▶ [WHAT THIS TASK INVOLVES] Emit a verbatim copy of the lines below from the line with "Emit a single-file" through the line with "const activeTab = ref('Active')", excluding pictures and everything outside that range.

▶ [GIVEN RECORDS]
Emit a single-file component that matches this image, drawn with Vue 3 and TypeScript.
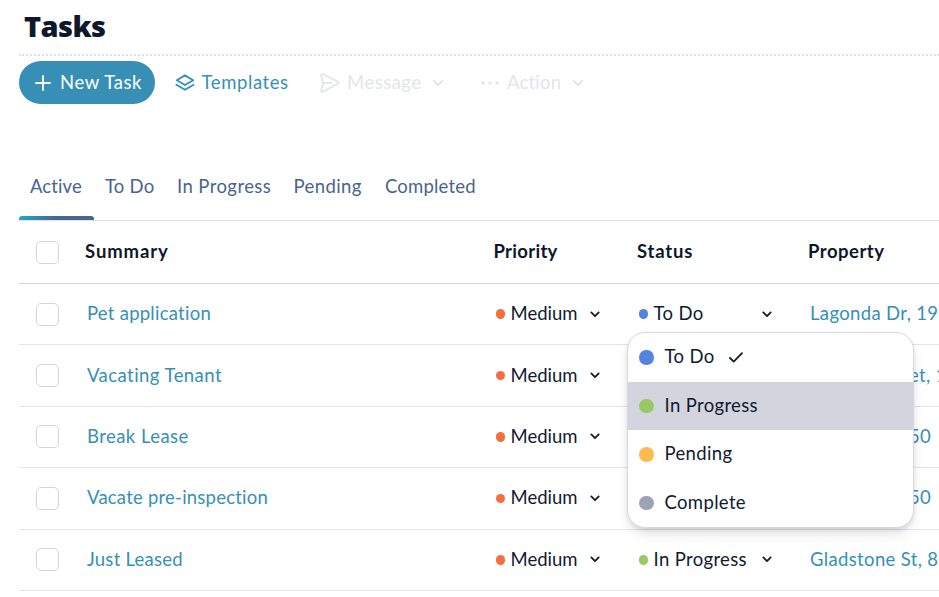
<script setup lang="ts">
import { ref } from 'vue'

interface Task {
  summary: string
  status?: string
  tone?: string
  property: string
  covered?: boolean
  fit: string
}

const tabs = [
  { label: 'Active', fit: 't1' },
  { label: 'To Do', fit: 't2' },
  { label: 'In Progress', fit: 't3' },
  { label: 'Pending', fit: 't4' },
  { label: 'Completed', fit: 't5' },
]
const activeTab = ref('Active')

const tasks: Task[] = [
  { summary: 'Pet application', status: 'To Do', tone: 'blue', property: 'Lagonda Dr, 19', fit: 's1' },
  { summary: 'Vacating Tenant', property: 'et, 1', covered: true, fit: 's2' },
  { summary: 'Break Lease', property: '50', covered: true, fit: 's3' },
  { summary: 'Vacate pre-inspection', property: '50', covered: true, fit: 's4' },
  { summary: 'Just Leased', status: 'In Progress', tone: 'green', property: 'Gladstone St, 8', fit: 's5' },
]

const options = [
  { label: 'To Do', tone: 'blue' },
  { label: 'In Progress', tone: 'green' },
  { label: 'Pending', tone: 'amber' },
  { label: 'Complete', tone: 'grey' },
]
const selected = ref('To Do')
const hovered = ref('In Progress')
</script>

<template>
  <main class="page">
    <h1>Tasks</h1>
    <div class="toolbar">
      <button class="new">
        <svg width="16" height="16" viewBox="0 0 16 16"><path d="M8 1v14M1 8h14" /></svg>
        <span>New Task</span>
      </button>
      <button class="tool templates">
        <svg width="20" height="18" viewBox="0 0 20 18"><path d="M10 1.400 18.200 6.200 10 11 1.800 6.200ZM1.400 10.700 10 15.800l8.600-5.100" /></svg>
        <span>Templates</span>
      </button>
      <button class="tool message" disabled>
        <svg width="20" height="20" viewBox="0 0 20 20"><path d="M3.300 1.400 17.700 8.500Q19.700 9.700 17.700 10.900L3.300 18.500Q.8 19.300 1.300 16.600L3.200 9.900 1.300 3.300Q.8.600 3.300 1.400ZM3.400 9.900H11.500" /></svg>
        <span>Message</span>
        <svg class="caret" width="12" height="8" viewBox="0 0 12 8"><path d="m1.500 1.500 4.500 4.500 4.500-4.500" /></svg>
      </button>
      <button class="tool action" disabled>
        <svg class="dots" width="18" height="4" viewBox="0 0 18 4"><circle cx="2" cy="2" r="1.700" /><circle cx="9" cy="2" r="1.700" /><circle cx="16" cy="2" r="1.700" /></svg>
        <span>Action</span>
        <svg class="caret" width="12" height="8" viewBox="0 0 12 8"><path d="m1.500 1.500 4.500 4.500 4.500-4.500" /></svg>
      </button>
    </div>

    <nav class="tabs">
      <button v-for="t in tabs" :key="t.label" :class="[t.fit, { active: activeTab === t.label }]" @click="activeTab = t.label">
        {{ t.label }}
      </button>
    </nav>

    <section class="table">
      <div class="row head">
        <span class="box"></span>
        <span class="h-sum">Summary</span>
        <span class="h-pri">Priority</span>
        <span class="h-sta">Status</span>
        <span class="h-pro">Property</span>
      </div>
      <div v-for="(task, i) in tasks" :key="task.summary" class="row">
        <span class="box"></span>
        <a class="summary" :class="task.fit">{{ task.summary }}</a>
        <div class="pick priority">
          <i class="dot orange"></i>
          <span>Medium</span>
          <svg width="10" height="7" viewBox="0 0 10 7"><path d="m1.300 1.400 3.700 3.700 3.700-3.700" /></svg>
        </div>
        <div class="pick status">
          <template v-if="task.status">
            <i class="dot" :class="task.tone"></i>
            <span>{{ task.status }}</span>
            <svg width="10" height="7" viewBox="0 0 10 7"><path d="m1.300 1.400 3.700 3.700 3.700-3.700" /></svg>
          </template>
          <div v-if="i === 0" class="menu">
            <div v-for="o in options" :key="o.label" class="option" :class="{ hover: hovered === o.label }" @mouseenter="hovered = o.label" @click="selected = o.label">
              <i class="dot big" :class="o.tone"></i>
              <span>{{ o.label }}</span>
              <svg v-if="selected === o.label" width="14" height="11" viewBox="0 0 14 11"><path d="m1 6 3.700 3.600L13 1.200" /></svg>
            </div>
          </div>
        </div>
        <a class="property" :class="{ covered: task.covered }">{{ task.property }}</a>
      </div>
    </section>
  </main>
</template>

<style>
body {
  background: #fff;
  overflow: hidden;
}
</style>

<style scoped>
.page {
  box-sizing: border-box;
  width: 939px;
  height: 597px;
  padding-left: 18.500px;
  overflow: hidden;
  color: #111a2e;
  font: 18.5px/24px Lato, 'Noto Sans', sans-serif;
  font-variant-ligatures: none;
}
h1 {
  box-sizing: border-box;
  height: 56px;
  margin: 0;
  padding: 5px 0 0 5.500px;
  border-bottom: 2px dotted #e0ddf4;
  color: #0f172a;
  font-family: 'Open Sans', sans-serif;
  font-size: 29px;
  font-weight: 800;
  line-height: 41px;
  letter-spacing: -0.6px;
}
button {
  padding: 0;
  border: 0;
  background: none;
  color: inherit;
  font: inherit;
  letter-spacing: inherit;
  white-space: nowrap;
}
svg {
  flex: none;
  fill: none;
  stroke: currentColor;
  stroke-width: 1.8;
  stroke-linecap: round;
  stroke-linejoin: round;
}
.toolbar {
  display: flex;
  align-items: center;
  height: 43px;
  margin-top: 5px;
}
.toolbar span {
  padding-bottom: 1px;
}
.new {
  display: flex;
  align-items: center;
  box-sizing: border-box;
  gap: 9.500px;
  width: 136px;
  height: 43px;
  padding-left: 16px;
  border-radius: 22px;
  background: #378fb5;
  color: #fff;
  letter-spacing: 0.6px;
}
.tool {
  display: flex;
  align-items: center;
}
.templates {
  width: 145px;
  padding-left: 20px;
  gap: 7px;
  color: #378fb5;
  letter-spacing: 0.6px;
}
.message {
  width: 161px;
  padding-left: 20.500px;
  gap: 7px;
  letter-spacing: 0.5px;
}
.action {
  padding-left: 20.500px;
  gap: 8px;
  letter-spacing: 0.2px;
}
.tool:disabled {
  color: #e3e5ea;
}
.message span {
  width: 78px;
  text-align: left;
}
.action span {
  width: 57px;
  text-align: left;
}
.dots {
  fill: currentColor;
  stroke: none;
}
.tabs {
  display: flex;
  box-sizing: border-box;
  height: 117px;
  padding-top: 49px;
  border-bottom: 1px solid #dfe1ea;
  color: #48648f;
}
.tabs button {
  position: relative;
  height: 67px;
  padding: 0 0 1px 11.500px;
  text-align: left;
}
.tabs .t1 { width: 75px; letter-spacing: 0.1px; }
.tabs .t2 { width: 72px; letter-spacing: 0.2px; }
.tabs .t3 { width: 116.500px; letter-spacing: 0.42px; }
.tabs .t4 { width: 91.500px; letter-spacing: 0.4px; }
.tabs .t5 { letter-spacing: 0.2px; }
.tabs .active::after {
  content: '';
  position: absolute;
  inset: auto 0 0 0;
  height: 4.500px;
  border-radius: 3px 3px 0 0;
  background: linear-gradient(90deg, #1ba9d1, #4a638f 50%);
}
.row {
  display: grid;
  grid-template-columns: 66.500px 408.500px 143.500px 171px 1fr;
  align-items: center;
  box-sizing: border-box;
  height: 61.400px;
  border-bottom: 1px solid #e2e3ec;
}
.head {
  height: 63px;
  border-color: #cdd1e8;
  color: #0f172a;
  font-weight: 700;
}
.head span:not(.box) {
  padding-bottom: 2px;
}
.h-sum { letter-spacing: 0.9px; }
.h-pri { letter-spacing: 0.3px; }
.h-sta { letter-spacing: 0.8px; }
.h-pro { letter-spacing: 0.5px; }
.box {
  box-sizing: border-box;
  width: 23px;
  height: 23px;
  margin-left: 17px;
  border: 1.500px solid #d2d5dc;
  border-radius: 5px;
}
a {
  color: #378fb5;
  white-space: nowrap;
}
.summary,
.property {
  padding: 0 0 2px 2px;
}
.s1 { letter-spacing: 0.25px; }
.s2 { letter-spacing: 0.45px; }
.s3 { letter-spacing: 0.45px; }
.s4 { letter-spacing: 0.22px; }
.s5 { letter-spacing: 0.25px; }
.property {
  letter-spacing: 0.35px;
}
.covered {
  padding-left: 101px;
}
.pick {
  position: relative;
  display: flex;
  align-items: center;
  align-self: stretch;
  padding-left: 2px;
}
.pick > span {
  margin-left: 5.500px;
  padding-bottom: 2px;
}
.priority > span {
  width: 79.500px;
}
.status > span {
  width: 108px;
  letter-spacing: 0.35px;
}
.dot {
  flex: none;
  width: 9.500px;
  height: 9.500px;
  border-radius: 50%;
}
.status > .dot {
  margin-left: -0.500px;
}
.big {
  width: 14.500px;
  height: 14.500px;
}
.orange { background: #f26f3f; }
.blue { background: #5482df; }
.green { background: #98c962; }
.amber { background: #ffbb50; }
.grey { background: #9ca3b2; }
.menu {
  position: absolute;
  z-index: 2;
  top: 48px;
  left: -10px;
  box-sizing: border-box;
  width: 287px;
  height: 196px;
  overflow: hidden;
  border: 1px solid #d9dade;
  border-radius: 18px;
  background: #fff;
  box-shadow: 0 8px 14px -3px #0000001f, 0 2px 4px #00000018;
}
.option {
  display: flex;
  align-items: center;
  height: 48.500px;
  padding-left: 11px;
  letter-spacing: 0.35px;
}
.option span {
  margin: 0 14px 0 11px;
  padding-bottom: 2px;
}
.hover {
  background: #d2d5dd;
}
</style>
---
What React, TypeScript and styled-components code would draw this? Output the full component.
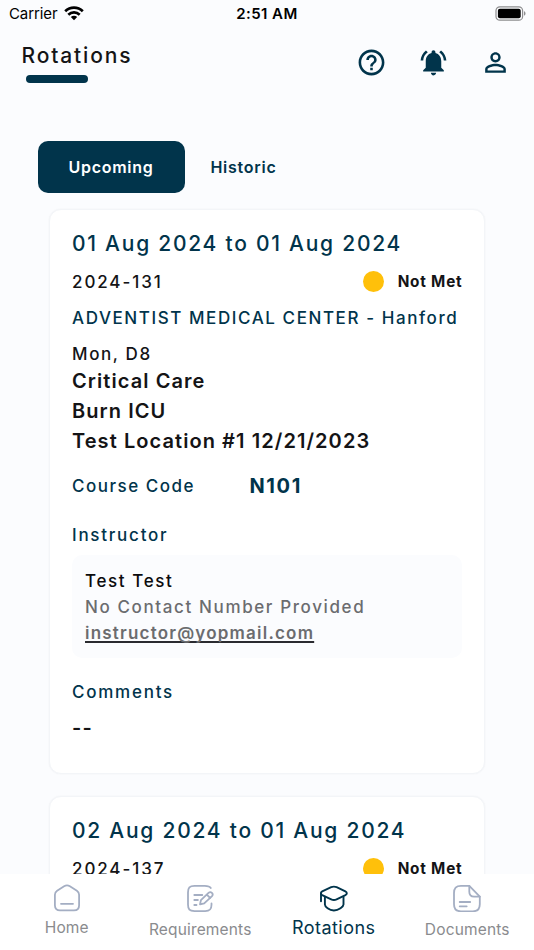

▶ [SOLUTION TO THIS EXERCISE]
Emit a single-file component that matches this image, drawn with Vue 3 and TypeScript.
<script setup lang="ts">
import { ref } from 'vue'

interface Task {
  summary: string
  status?: string
  tone?: string
  property: string
  covered?: boolean
  fit: string
}

const tabs = [
  { label: 'Active', fit: 't1' },
  { label: 'To Do', fit: 't2' },
  { label: 'In Progress', fit: 't3' },
  { label: 'Pending', fit: 't4' },
  { label: 'Completed', fit: 't5' },
]
const activeTab = ref('Active')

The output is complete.